In our digital worlds, there is a gap between the real you and the algorithmic “you.” Online, you live in a realm functionally distinct from the world you thought you knew: one where your data assigns you a gender different from your own, or a citizenship unlike the one in your passport.
In some cases, it’s easy to check out the algorithmic you. For example, the plug-in Citizen-Ex by UK artist James Bridle uses your browser’s metadata to calculate your algorithmic citizenship—and the answer might surprise you. National citizenship is normally seen as binary: You either are, or are not, a citizen of a country. But Bridle’s plug-in assigns you a percentage-based citizenship where you can be 54.8% Irish, 43.7% American, 1.49% German, and even 0.01% Estonian, as I currently am.
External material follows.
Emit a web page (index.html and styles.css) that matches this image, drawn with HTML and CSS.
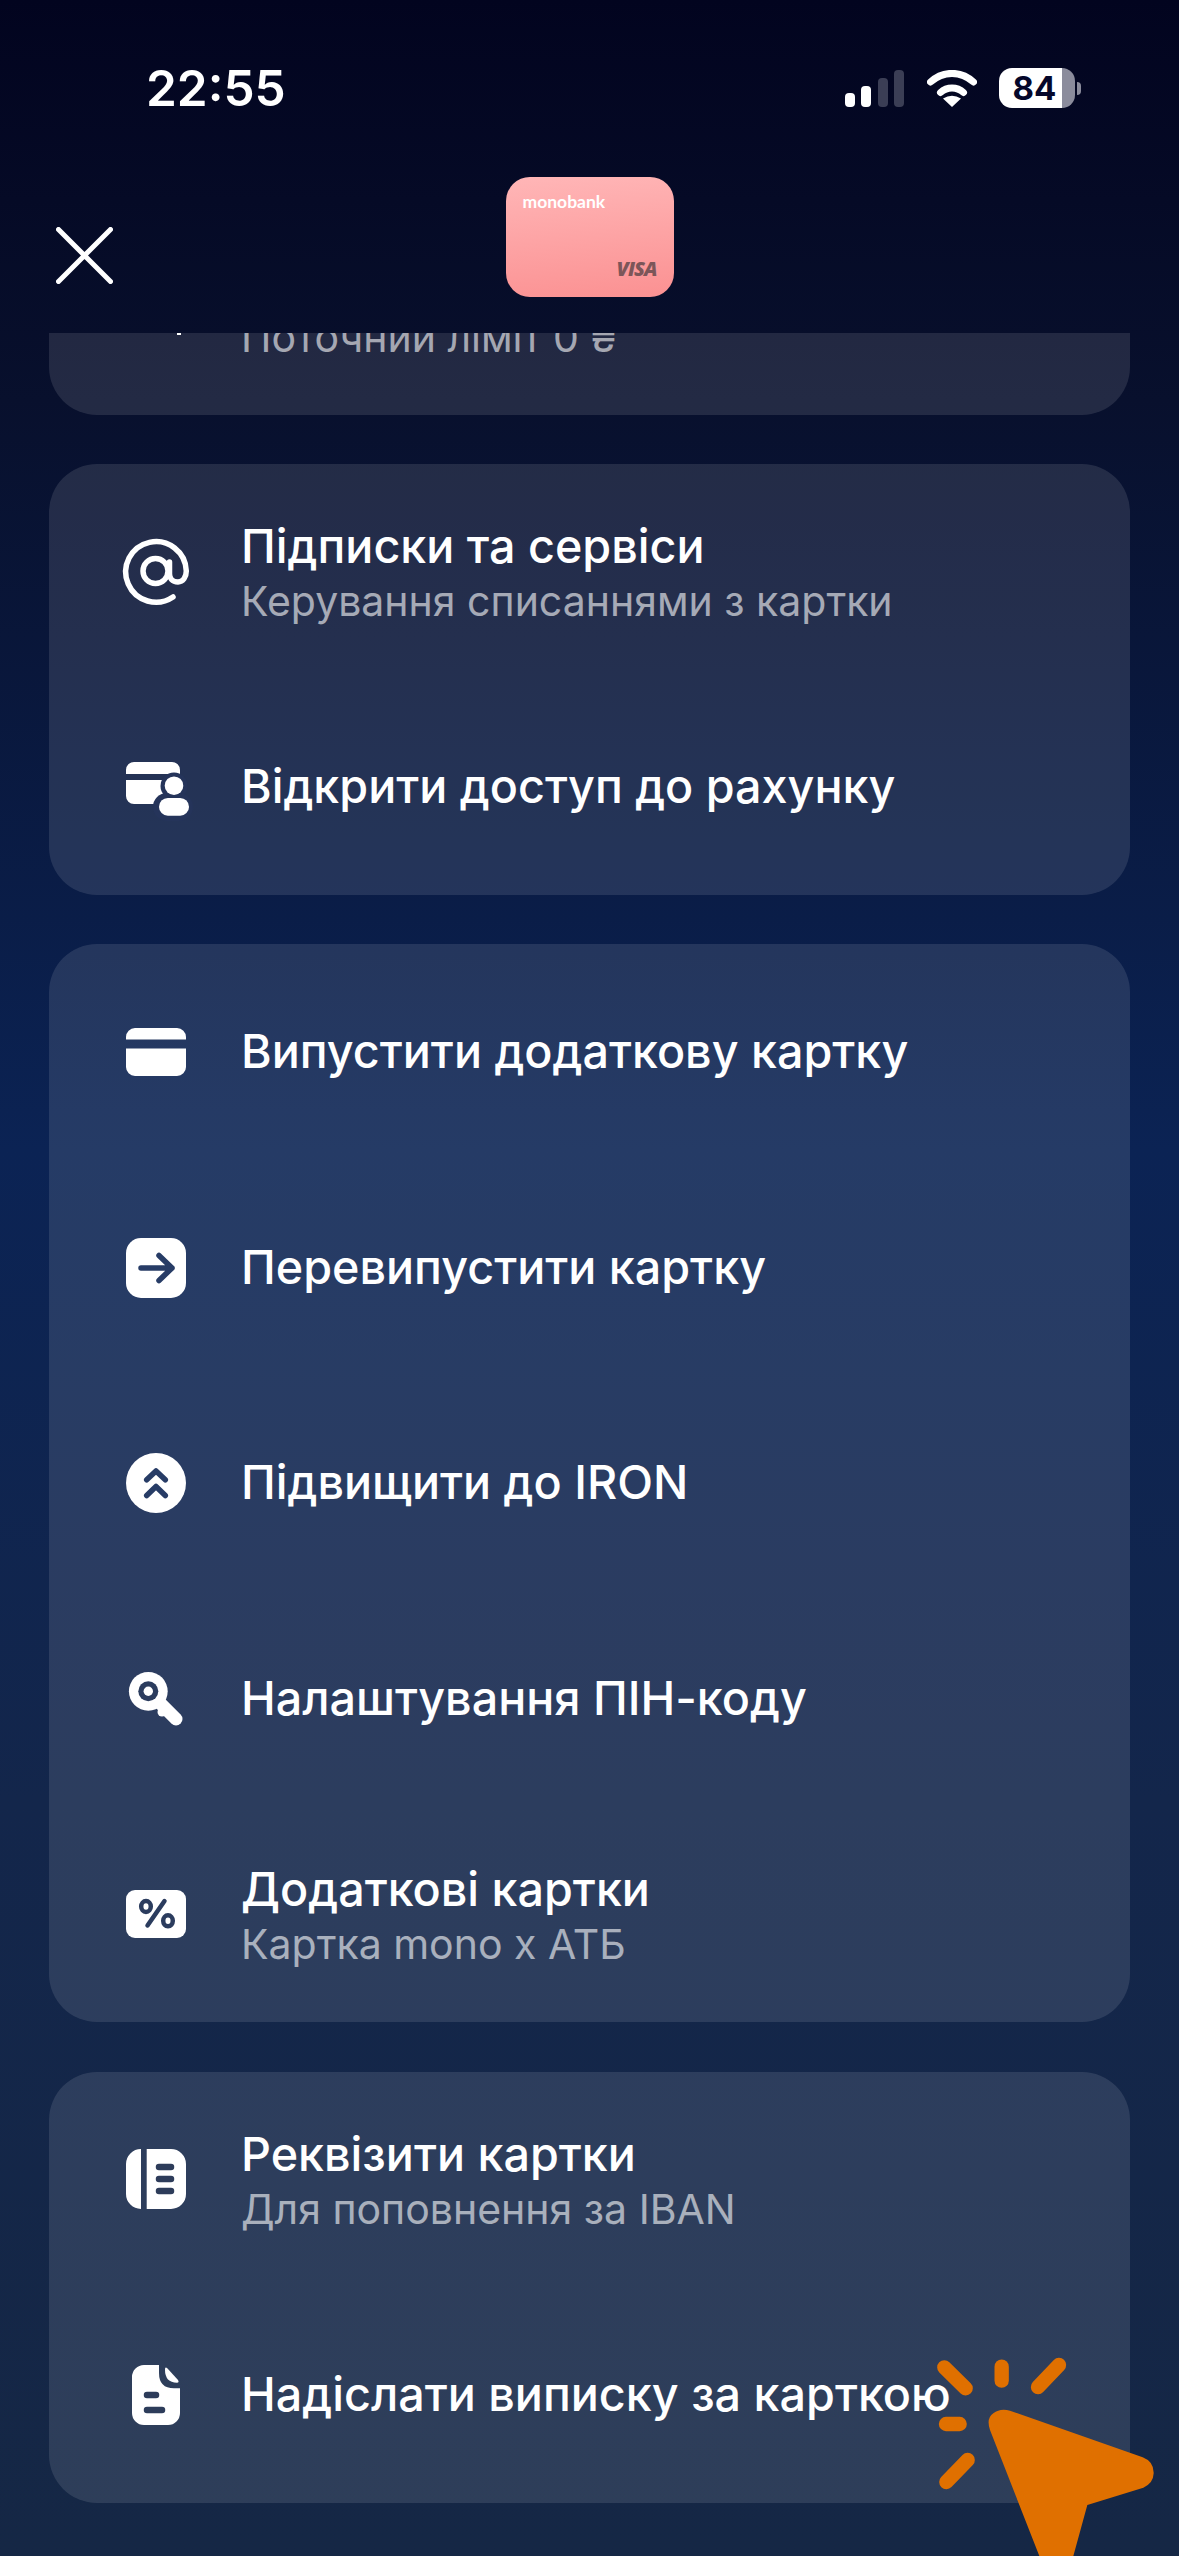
FILE: index.html
```html
<!DOCTYPE html>
<html lang="uk">
<head>
  <meta charset="UTF-8" />
  <title>Картка – monobank</title>
  <link rel="stylesheet" href="styles.css">
</head>
<body>

  <header class="top">
    <div class="status">
      <div class="time">22:55</div>
      <div class="status-icons">
        <div class="signal">
          <span class="bar bar1"></span>
          <span class="bar bar2"></span>
          <span class="bar bar3 off"></span>
          <span class="bar bar4 off"></span>
        </div>
        <svg class="wifi" viewBox="0 0 50 37" fill="none" stroke="#fff" stroke-width="7" stroke-linecap="round">
          <path d="M3.5 12C16 .5 34 .5 46.5 12" />
          <path d="M13.5 22.5C20 16.5 30 16.5 36.5 22.5" />
          <path d="M25 37L16 28.5Q25 23 34 28.5Z" fill="#fff" stroke="none" />
        </svg>
        <div class="battery"><span class="battery-num">84</span></div>
        <span class="battery-tip"></span>
      </div>
    </div>

    <div class="nav">
      <svg class="close" viewBox="0 0 57 57" fill="none" stroke="#fff" stroke-width="5" stroke-linecap="round">
        <path d="M2.5 2.5L54.5 54.5M54.5 2.5L2.5 54.5" />
      </svg>
      <div class="mini-card">
        <div class="mini-name">monobank</div>
        <div class="mini-visa">VISA</div>
      </div>
    </div>
  </header>

  <main class="sheet">

    <!-- scrolled away under the header -->
    <section class="card card-cut">
      <span class="cut-dot"></span>
      <div class="cut-text">Поточний ліміт 0 ₴</div>
    </section>

    <section class="card">
      <div class="row">
        <svg class="icon" viewBox="0 0 60 60" fill="none" stroke="#fff" stroke-width="5.5" stroke-linecap="round">
          <circle cx="29.5" cy="30" r="12.5" />
          <path d="M47 56A30.3 30.3 0 1 1 60.3 30C60.3 36 57 41 52 41C46 41 43.5 37 43.5 33V21" />
        </svg>
        <div class="row-text">
          <div class="title">Підписки та сервіси</div>
          <div class="sub">Керування списаннями з картки</div>
        </div>
      </div>
      <div class="row">
        <svg class="icon" viewBox="0 0 60 60">
          <path class="ink" d="M0 17V13a8 8 0 0 1 8-8H46a8 8 0 0 1 8 8V17ZM0 23H54V47H8a8 8 0 0 1-8-8Z" />
          <circle class="cut-a" cx="48" cy="29" r="13.5" />
          <rect class="cut-a" x="27" y="36" width="40" height="28" rx="14" />
          <circle class="ink" cx="48" cy="28.7" r="9.3" />
          <rect class="ink" x="33" y="41" width="30" height="17.7" rx="8.8" />
        </svg>
        <div class="row-text">
          <div class="title">Відкрити доступ до рахунку</div>
        </div>
      </div>
    </section>

    <section class="card">
      <div class="row">
        <svg class="icon" viewBox="0 0 60 60">
          <path class="ink" d="M0 17.6V15a9 9 0 0 1 9-9H51a9 9 0 0 1 9 9V17.6ZM0 26.5H60V45a9 9 0 0 1-9 9H9a9 9 0 0 1-9-9Z" />
        </svg>
        <div class="row-text">
          <div class="title">Випустити додаткову картку</div>
        </div>
      </div>
      <div class="row">
        <svg class="icon" viewBox="0 0 60 60">
          <rect class="ink" width="60" height="60" rx="15" />
          <path class="line-b" d="M15 30H46M33 17.5L46 30L33 42.5" />
        </svg>
        <div class="row-text">
          <div class="title">Перевипустити картку</div>
        </div>
      </div>
      <div class="row">
        <svg class="icon" viewBox="0 0 60 60">
          <circle class="ink" cx="30" cy="30" r="30" />
          <path class="line-b" d="M20.7 26.8L30 18L39.3 26.8M20.7 42.5L30 33.5L39.3 42.5" />
        </svg>
        <div class="row-text">
          <div class="title">Підвищити до IRON</div>
        </div>
      </div>
      <div class="row">
        <svg class="icon" viewBox="0 0 60 60">
          <path class="line-w" d="M28 28L50 50" />
          <circle class="ink" cx="36" cy="43" r="4.5" />
          <circle class="ink" cx="22.3" cy="22.3" r="19.4" />
          <circle class="cut-c" cx="22.3" cy="22.3" r="10" />
          <circle class="ink" cx="22.3" cy="22.3" r="4.7" />
        </svg>
        <div class="row-text">
          <div class="title">Налаштування ПІН-коду</div>
        </div>
      </div>
      <div class="row">
        <svg class="icon" viewBox="0 0 60 60">
          <rect class="ink" y="6" width="60" height="48" rx="9" />
          <path class="line-c" d="M21.5 41.5L38.5 17" />
          <ellipse class="ring" cx="20" cy="22.5" rx="4.8" ry="5.5" />
          <ellipse class="ring" cx="42" cy="36.8" rx="4.8" ry="5.5" />
        </svg>
        <div class="row-text">
          <div class="title">Додаткові картки</div>
          <div class="sub">Картка mono х АТБ</div>
        </div>
      </div>
    </section>

    <section class="card">
      <div class="row">
        <svg class="icon" viewBox="0 0 60 60">
          <path class="ink" d="M15 0V60A15 15 0 0 1 0 45V15A15 15 0 0 1 15 0ZM20.7 0H45A15 15 0 0 1 60 15V45A15 15 0 0 1 45 60H20.7Z" />
          <path class="line-d" d="M33 18H45M33 30H45M33 42H45" />
        </svg>
        <div class="row-text">
          <div class="title">Реквізити картки</div>
          <div class="sub">Для поповнення за IBAN</div>
        </div>
      </div>
      <div class="row">
        <svg class="icon" viewBox="0 0 60 60">
          <path class="ink" d="M6 12A12 12 0 0 1 18 0H33V8Q33 23.3 48 23.3H54V48A12 12 0 0 1 42 60H18A12 12 0 0 1 6 48Z" />
          <path class="ink" d="M39 4.5Q39 1 41.5 3.5L52 15Q53.5 17.7 51 17.7Q39 17.7 39 4.5Z" />
          <path class="line-d" d="M21 30H30M21 45H36" />
        </svg>
        <div class="row-text">
          <div class="title">Надіслати виписку за карткою</div>
        </div>
      </div>
    </section>

  </main>

  <!-- tap hint drawn over the last row -->
  <svg class="pointer" viewBox="0 0 837 708">
    <g fill="none" stroke="#e07000" stroke-width="43" stroke-linecap="round">
      <path d="M133 142L197 205" />
      <path d="M305 140V182" />
      <path d="M477 135L414 201" />
      <path d="M138 312H179" />
      <path d="M203 420L139 486" />
    </g>
    <path fill="#e07000" d="M330 272L728 412Q762 425 761 460Q760 490 730 503L562 555L520 708H418L270 330Q258 295 280 280Q300 264 330 272Z" />
  </svg>

</body>
</html>
```

FILE: styles.css
```css
body {
  position: relative;
  width: 1179px;
  height: 2556px;
  margin: 0;
  overflow: hidden;
  font-family: Inter, "Noto Sans", sans-serif;
  color: #fff;
  background: linear-gradient(180deg, #02041f 0, #08102d 400px, #0b2354 1150px, #13264b 1800px, #152745 2556px);
}

.top {
  height: 333px;
}

.status {
  display: flex;
  justify-content: space-between;
  align-items: center;
  height: 88px;
  padding: 0 98px 0 146px;
  box-sizing: border-box;
  transform: translateY(44px);
}

.time {
  font-size: 49.5px;
  font-weight: 600;
}

.status-icons {
  display: flex;
  align-items: center;
}

.signal {
  display: flex;
  align-items: flex-end;
  gap: 6.5px;
  height: 37px;
  margin-right: 23px;
}

.bar {
  width: 10px;
  border-radius: 4px;
  background-color: #fff;
}

.bar.off {
  background-color: #3b3e55;
}

.bar1 { height: 14px; }
.bar2 { height: 21px; }
.bar3 { height: 29px; }
.bar4 { height: 37px; }

.wifi {
  width: 50px;
  height: 37px;
  margin-right: 22px;
}

.battery {
  display: flex;
  align-items: center;
  width: 76px;
  height: 40px;
  border-radius: 13px;
  background: linear-gradient(90deg, #fff 63px, #8b8c9c 63px);
}

.battery-num {
  width: 71px;
  font-size: 33px;
  font-weight: 700;
  text-align: center;
  color: #05072a;
}

.battery-tip {
  width: 4px;
  height: 13px;
  margin-left: 2px;
  border-radius: 0 8px 8px 0;
  background-color: #8b8c9c;
}

.nav {
  display: flex;
  justify-content: center;
  position: relative;
  padding-top: 89px;
}

/* header buttons sit over the centred card */
.close {
  position: absolute;
  left: 56px;
  top: 139px;
  width: 57px;
  height: 57px;
}

.mini-card {
  display: flex;
  flex-direction: column;
  justify-content: space-between;
  box-sizing: border-box;
  width: 168px;
  height: 120px;
  padding: 14px 17px 18px;
  border-radius: 24px;
  background: linear-gradient(175deg, #ffb6b7, #fb9192);
}

.mini-name {
  font-family: Lato, sans-serif;
  font-size: 17.5px;
  font-weight: 700;
}

.mini-visa {
  align-self: flex-end;
  font-family: "Open Sans", sans-serif;
  font-size: 20px;
  font-weight: 800;
  font-style: italic;
  line-height: 20px;
  letter-spacing: -1px;
  color: #7c5659;
}

.sheet {
  display: flex;
  flex-direction: column;
  gap: 49.5px;
  padding: 0 49px;
}

.card {
  border-radius: 48px;
  background-color: rgba(255, 255, 255, 0.11);
}

.card-cut {
  position: relative;
  height: 82px;
  margin-bottom: -1px;
  border-radius: 0 0 48px 48px;
  overflow: hidden;
}

.cut-dot {
  position: absolute;
  left: 128px;
  top: 0;
  width: 4px;
  height: 2px;
  background-color: #fff;
}

.cut-text {
  margin: -20px 0 0 192px;
  font-size: 41px;
  line-height: 48px;
  color: rgba(255, 255, 255, 0.6);
}

.row {
  display: flex;
  align-items: center;
  gap: 55px;
  height: 215.6px;
  padding-left: 77px;
}

.icon {
  flex: none;
  width: 60px;
  height: 60px;
  overflow: visible;
}

.ink { fill: #fff; }
.cut-a { fill: #25345a; }
.cut-c { fill: #2b3c5e; }

.line-b, .line-c, .line-d, .line-w, .ring {
  fill: none;
  stroke-linecap: round;
  stroke-linejoin: round;
}

.line-b { stroke: #273c66; stroke-width: 5.5; }
.line-c { stroke: #2b3c5e; stroke-width: 4.5; }
.ring { stroke: #2b3c5e; stroke-width: 4.5; }
.line-d { stroke: #2d3c5a; stroke-width: 6.5; }
.line-w { stroke: #fff; stroke-width: 13; }

.row-text {
  display: flex;
  flex-direction: column;
  gap: 3px;
  padding-bottom: 2px;
}

.title {
  font-size: 46.7px;
  font-weight: 500;
  line-height: 54px;
  white-space: nowrap;
}

/* two line rows sit a little lower */
.title:not(:last-child) {
  margin-top: 5px;
}

.sub {
  font-size: 41px;
  line-height: 50px;
  white-space: nowrap;
  color: rgba(255, 255, 255, 0.6);
}

.pointer {
  position: absolute;
  left: 900px;
  top: 2320px;
  width: 279px;
  height: 236px;
}
```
I say “currently” because our algorithmic selves alter minute by minute and byte to byte depending on how we’re using the internet. Last night, after chatting with friends living in England, you might have skewed British. This morning, chatting to your cousin in Spanish, Mexican.
This is citizenship by algorithm. The concept comes from leaked 2013 documents from the National Security Agency (NSA) that outlined the agency’s PRISM program, which allows analysts access to the data caches of private companies like Google, Microsoft, Yahoo, AOL, and Apple. The NSA avoided the privacy protections against domestic surveillance that US citizens normally enjoy by creating a new, datafied template for citizenship online. In other words, instead of halting domestic spying, the federal government redefined what it means to be a US citizen by creating an algorithmic citizen made only of data.
Your right to privacy modulates according to how the NSA interprets your data via its algorithmic logic of citizenship. Your right to privacy from government surveillance modulates according to how the NSA interprets your data via its algorithmic logic of citizenship. US citizens whose data appears foreign become classified as foreigners—and therefore lose their constitutional right to privacy. This applies to a lot of Americans: To the NSA, Americans are likely to be perceived as foreign if they have an IP address outside the US, talk to people outside the US, use languages other than English, encrypt their communication, or even have friends who are “reasonably believed” to be foreign. In fact, you’re considered algorithmically foreign if an NSA agent is only “51% confident” of your “foreignness.”
But it doesn’t stop at nationhood: You also have an array of algorithmic genders, races, class statuses, sexual orientations, and even statuses of celebrity. And like citizenship by algorithm, these additional interpretations are functionally disconnected from how we understand ourselves. Our algorithmic identities are simply fabrications made by the institutions profiling you for purposes of selling products and/or exerting digital control.
You can check out what gender and age Google thinks you are based on your search queries and website visits by clicking here. But be prepared: Google’s algorithmic gender and age identifications will probably seem wrong. (For example, you might be a 30-year-old woman, but Google thinks you’re a 65-year-old man.) This “error” actually has nothing to do with your real age or gender because Google is measuring something completely separate from the human notion of identity. These models are created by categorizing certain search terms and websites and then parsing our data to determine what algorithmically fits or doesn’t. So if you’re a woman who is algorithmically interpreted as a man, that merely means you’re more closely aligned to Google’s model of a man than a woman.
Because algorithms draw from our data, not our lived experience, it largely doesn’t matter if we’re incorrectly identified. (And as much as it sometimes may seem, Google is not invested in explicitly maintaining the patriarchy.) Instead, Google wants to provide advertisers with a consumer base of users who are seen to be profitably man-ish. Similarly, the NSA really doesn’t care if a user is citizen or foreigner, as algorithmic citizenship itself is only a legal caveat that protects them from constitutional overstepping.
But it still raises the question: What would the real world look like if users were identified based only on their algorithmic self?
This is already happening to some extent. Google’s gender and age audience analytics determine which users are targeted with content and advertisements, as well as how websites interpret who is visiting their site. For example, if your data suggests you’re algorithmically wealthy, you might be shown higher prices for hotels or flights on a site like Orbitz.com, because your data suggests you can pay. Or, like the case of a Wisconsin man this week, you might be denied parole because you’ve been identified as an algorithmic reoffender.
A life algorithmically ordered and reordered often beyond our comprehension ushers us into a dangerous terrain of lopsided knowledge. On this plane, users have little to no idea how they are defined, but commercial firms and governmental agencies use our data to determine privacy rights, targeted content, plane-ticket prices, and our position in society. As humans continue to produce increasing amounts of mineable information, who we are as data might soon become more important than who we are as people.